Task to complete
Copy the data precisely, keeping every character.
%%
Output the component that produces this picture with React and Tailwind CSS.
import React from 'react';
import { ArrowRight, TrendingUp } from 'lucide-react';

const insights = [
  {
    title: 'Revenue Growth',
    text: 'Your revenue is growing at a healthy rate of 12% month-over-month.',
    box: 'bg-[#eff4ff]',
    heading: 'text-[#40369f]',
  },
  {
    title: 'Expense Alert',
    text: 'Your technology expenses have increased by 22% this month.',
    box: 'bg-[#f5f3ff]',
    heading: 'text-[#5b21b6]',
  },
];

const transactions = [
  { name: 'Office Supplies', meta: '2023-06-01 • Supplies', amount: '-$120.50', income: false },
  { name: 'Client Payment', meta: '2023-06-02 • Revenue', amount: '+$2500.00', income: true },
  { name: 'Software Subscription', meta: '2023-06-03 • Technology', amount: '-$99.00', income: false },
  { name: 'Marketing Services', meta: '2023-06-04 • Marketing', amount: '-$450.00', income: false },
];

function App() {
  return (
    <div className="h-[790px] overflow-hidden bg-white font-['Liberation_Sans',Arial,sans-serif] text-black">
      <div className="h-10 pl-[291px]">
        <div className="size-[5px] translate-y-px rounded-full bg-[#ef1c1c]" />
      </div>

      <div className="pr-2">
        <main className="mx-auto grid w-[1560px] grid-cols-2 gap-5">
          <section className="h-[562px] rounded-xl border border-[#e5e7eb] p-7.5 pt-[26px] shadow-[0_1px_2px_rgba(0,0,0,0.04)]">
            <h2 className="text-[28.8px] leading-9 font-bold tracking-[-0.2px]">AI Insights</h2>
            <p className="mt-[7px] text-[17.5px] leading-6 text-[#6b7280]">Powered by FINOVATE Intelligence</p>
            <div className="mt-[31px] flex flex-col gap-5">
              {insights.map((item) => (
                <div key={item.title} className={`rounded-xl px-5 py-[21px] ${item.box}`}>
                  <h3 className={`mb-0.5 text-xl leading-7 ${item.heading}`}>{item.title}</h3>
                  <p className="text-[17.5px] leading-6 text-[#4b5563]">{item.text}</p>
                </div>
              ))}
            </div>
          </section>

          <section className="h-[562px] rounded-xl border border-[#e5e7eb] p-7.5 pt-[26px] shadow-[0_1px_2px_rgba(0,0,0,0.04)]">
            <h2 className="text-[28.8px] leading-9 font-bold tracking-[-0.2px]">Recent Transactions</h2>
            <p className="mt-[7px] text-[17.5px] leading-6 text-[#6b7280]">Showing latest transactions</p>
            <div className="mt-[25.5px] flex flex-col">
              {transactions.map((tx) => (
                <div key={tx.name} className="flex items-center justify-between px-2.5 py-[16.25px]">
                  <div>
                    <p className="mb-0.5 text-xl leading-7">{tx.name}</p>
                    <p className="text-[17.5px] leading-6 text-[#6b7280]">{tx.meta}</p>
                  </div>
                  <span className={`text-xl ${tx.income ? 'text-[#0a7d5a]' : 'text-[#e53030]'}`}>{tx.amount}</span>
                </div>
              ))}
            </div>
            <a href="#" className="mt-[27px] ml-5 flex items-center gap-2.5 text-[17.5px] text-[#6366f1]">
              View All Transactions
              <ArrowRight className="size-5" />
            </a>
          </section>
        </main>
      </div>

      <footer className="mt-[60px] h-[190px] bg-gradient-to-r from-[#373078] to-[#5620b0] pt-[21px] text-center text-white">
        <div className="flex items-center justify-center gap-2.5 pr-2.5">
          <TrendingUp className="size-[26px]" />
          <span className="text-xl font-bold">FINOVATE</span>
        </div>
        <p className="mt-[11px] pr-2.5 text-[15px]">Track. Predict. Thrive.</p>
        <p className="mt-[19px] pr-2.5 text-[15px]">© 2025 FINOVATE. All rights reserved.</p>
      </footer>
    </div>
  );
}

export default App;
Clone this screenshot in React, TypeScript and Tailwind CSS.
%%
The completed task
Output the component that produces this picture with React and Tailwind CSS.
import React from 'react';
import { ArrowRight, TrendingUp } from 'lucide-react';

const insights = [
  {
    title: 'Revenue Growth',
    text: 'Your revenue is growing at a healthy rate of 12% month-over-month.',
    box: 'bg-[#eff4ff]',
    heading: 'text-[#40369f]',
  },
  {
    title: 'Expense Alert',
    text: 'Your technology expenses have increased by 22% this month.',
    box: 'bg-[#f5f3ff]',
    heading: 'text-[#5b21b6]',
  },
];

const transactions = [
  { name: 'Office Supplies', meta: '2023-06-01 • Supplies', amount: '-$120.50', income: false },
  { name: 'Client Payment', meta: '2023-06-02 • Revenue', amount: '+$2500.00', income: true },
  { name: 'Software Subscription', meta: '2023-06-03 • Technology', amount: '-$99.00', income: false },
  { name: 'Marketing Services', meta: '2023-06-04 • Marketing', amount: '-$450.00', income: false },
];

function App() {
  return (
    <div className="h-[790px] overflow-hidden bg-white font-['Liberation_Sans',Arial,sans-serif] text-black">
      <div className="h-10 pl-[291px]">
        <div className="size-[5px] translate-y-px rounded-full bg-[#ef1c1c]" />
      </div>

      <div className="pr-2">
        <main className="mx-auto grid w-[1560px] grid-cols-2 gap-5">
          <section className="h-[562px] rounded-xl border border-[#e5e7eb] p-7.5 pt-[26px] shadow-[0_1px_2px_rgba(0,0,0,0.04)]">
            <h2 className="text-[28.8px] leading-9 font-bold tracking-[-0.2px]">AI Insights</h2>
            <p className="mt-[7px] text-[17.5px] leading-6 text-[#6b7280]">Powered by FINOVATE Intelligence</p>
            <div className="mt-[31px] flex flex-col gap-5">
              {insights.map((item) => (
                <div key={item.title} className={`rounded-xl px-5 py-[21px] ${item.box}`}>
                  <h3 className={`mb-0.5 text-xl leading-7 ${item.heading}`}>{item.title}</h3>
                  <p className="text-[17.5px] leading-6 text-[#4b5563]">{item.text}</p>
                </div>
              ))}
            </div>
          </section>

          <section className="h-[562px] rounded-xl border border-[#e5e7eb] p-7.5 pt-[26px] shadow-[0_1px_2px_rgba(0,0,0,0.04)]">
            <h2 className="text-[28.8px] leading-9 font-bold tracking-[-0.2px]">Recent Transactions</h2>
            <p className="mt-[7px] text-[17.5px] leading-6 text-[#6b7280]">Showing latest transactions</p>
            <div className="mt-[25.5px] flex flex-col">
              {transactions.map((tx) => (
                <div key={tx.name} className="flex items-center justify-between px-2.5 py-[16.25px]">
                  <div>
                    <p className="mb-0.5 text-xl leading-7">{tx.name}</p>
                    <p className="text-[17.5px] leading-6 text-[#6b7280]">{tx.meta}</p>
                  </div>
                  <span className={`text-xl ${tx.income ? 'text-[#0a7d5a]' : 'text-[#e53030]'}`}>{tx.amount}</span>
                </div>
              ))}
            </div>
            <a href="#" className="mt-[27px] ml-5 flex items-center gap-2.5 text-[17.5px] text-[#6366f1]">
              View All Transactions
              <ArrowRight className="size-5" />
            </a>
          </section>
        </main>
      </div>

      <footer className="mt-[60px] h-[190px] bg-gradient-to-r from-[#373078] to-[#5620b0] pt-[21px] text-center text-white">
        <div className="flex items-center justify-center gap-2.5 pr-2.5">
          <TrendingUp className="size-[26px]" />
          <span className="text-xl font-bold">FINOVATE</span>
        </div>
        <p className="mt-[11px] pr-2.5 text-[15px]">Track. Predict. Thrive.</p>
        <p className="mt-[19px] pr-2.5 text-[15px]">© 2025 FINOVATE. All rights reserved.</p>
      </footer>
    </div>
  );
}

export default App;
Clone this screenshot in React, TypeScript and Tailwind CSS.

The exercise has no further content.